A recent article in The Economist (Aug 30, 2014) reminds us again that companies are embracing the cloud much more slowly than its proponents had expected.
According to research firm IDC, businesses will spend about $100 billion on cloud computing this year. That sounds like a lot, until you put it up against the roughly $2 trillion that companies will spent overall on I.T. That’s about 5% of computing budgets, including large companies, going to the cloud. A bit underwhelming, considering all the press and the hype of the past few years.
To overcome this reluctance, the big cloud storage providers – like Amazon, Google and Microsoft – are slashing cloud storage prices radically. Prices are likely to fall even further. The article quotes marketing firm IPG Mediabrands CIO Samuel Chesterman, saying “Every cloud provider will bend over backwards to match rivals’ prices.”
The cloud promises and indeed probably presages a Cheap Revolution. It should make storage cheaper and cheaper, while bringing down the cost of managing applications. And indeed, for things like file storage and archiving, email and a host of web services it has.
But in other areas, inroads have been modest at best. In one of our previous (March 27th) posts, we noted Panorama Consulting’s recent survey that indicated that cloud usage in the ERP space had suffered a severe decline (of nearly 50%) in the past year.
Meanwhile, security foibles are certainly not helping cloud’s reputation. The recent and much ballyhooed scare over hacked celebrity photos from Apple’s iCloud, along with recent Internet outages at places like Facebook are not helping.
But in the long run, these are merely speed bumps. I’ve long held the view that the cloud is inevitable. More tangibly, the cloud will be to the 21st century what the grid was to the 20th: always on, ubiquitous, everywhere. It’s just a matter of time.
And in the short run? Probably, a hybrid-cloud solution makes the most sense. You utilize the cloud for the uses for which it’s optimized. Again, storage… backup… email… and an unending library of applications.
But for the business world, some things are just too valuable – and the cloud still immature and insecure – to risk it all. For these applications – and our specialty, ERP for manufacturers, surely fits this bill – local hosting still makes sense. If I’m a small business owner, I want to be able to walk down that hall, pat that server on its proverbial head, and know that my data and applications are right there where I can see them. With sufficient backup and power precautions, I know I’ll rarely be down for long, and I know my data can be kept safely where it is.

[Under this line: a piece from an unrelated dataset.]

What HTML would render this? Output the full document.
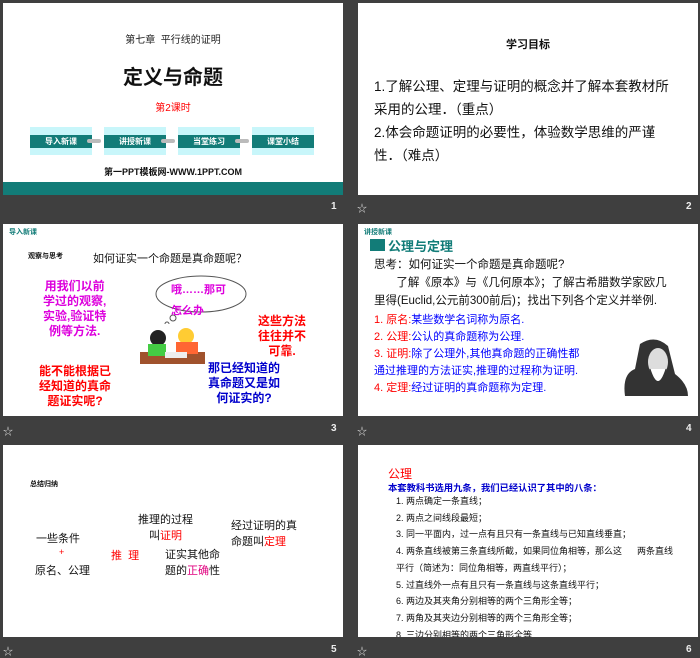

To be sure, precautions are necessary. I.T. providers exist for a reason you know. But at the end of the day, with my business on the line, I want my data secure, my applications local, and my business away from the eyes of snoops, hacks, even the government (nowadays).
Give cloud its due. Hybrid too. And local hosting. For everything there is a season.
In the meantime, try to keep your nude selfies to a minimum.